— Begin —
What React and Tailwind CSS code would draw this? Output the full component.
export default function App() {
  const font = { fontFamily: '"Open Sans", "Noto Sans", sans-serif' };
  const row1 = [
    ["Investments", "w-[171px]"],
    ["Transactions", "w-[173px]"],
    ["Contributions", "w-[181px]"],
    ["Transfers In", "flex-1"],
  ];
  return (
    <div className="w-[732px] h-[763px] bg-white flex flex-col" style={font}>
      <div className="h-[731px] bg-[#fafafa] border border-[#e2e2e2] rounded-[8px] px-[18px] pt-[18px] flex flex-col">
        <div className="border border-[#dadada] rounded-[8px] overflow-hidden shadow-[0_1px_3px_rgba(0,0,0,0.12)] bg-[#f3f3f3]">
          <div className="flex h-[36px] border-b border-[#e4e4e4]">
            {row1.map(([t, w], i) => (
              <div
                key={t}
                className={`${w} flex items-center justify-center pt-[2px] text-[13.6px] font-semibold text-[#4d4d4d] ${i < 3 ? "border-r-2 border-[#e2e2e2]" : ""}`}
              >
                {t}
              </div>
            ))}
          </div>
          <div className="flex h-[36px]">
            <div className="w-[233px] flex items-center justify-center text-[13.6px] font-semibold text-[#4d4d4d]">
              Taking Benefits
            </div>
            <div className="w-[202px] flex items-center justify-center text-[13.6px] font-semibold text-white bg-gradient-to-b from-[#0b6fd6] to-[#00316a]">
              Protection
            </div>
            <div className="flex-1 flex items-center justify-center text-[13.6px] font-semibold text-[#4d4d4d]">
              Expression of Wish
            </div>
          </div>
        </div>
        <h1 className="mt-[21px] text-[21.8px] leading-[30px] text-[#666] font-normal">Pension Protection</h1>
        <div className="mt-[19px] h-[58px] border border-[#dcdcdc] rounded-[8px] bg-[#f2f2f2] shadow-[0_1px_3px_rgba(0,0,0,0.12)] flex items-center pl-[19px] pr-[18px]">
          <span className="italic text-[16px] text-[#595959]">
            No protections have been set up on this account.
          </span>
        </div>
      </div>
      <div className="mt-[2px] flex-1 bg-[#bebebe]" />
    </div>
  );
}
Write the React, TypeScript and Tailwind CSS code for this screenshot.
— End —
● Directions for this task
Take the entries above and transcribe them exactly.

● Answer to the exercise
What React and Tailwind CSS code would draw this? Output the full component.
export default function App() {
  const font = { fontFamily: '"Open Sans", "Noto Sans", sans-serif' };
  const row1 = [
    ["Investments", "w-[171px]"],
    ["Transactions", "w-[173px]"],
    ["Contributions", "w-[181px]"],
    ["Transfers In", "flex-1"],
  ];
  return (
    <div className="w-[732px] h-[763px] bg-white flex flex-col" style={font}>
      <div className="h-[731px] bg-[#fafafa] border border-[#e2e2e2] rounded-[8px] px-[18px] pt-[18px] flex flex-col">
        <div className="border border-[#dadada] rounded-[8px] overflow-hidden shadow-[0_1px_3px_rgba(0,0,0,0.12)] bg-[#f3f3f3]">
          <div className="flex h-[36px] border-b border-[#e4e4e4]">
            {row1.map(([t, w], i) => (
              <div
                key={t}
                className={`${w} flex items-center justify-center pt-[2px] text-[13.6px] font-semibold text-[#4d4d4d] ${i < 3 ? "border-r-2 border-[#e2e2e2]" : ""}`}
              >
                {t}
              </div>
            ))}
          </div>
          <div className="flex h-[36px]">
            <div className="w-[233px] flex items-center justify-center text-[13.6px] font-semibold text-[#4d4d4d]">
              Taking Benefits
            </div>
            <div className="w-[202px] flex items-center justify-center text-[13.6px] font-semibold text-white bg-gradient-to-b from-[#0b6fd6] to-[#00316a]">
              Protection
            </div>
            <div className="flex-1 flex items-center justify-center text-[13.6px] font-semibold text-[#4d4d4d]">
              Expression of Wish
            </div>
          </div>
        </div>
        <h1 className="mt-[21px] text-[21.8px] leading-[30px] text-[#666] font-normal">Pension Protection</h1>
        <div className="mt-[19px] h-[58px] border border-[#dcdcdc] rounded-[8px] bg-[#f2f2f2] shadow-[0_1px_3px_rgba(0,0,0,0.12)] flex items-center pl-[19px] pr-[18px]">
          <span className="italic text-[16px] text-[#595959]">
            No protections have been set up on this account.
          </span>
        </div>
      </div>
      <div className="mt-[2px] flex-1 bg-[#bebebe]" />
    </div>
  );
}
Write the React, TypeScript and Tailwind CSS code for this screenshot.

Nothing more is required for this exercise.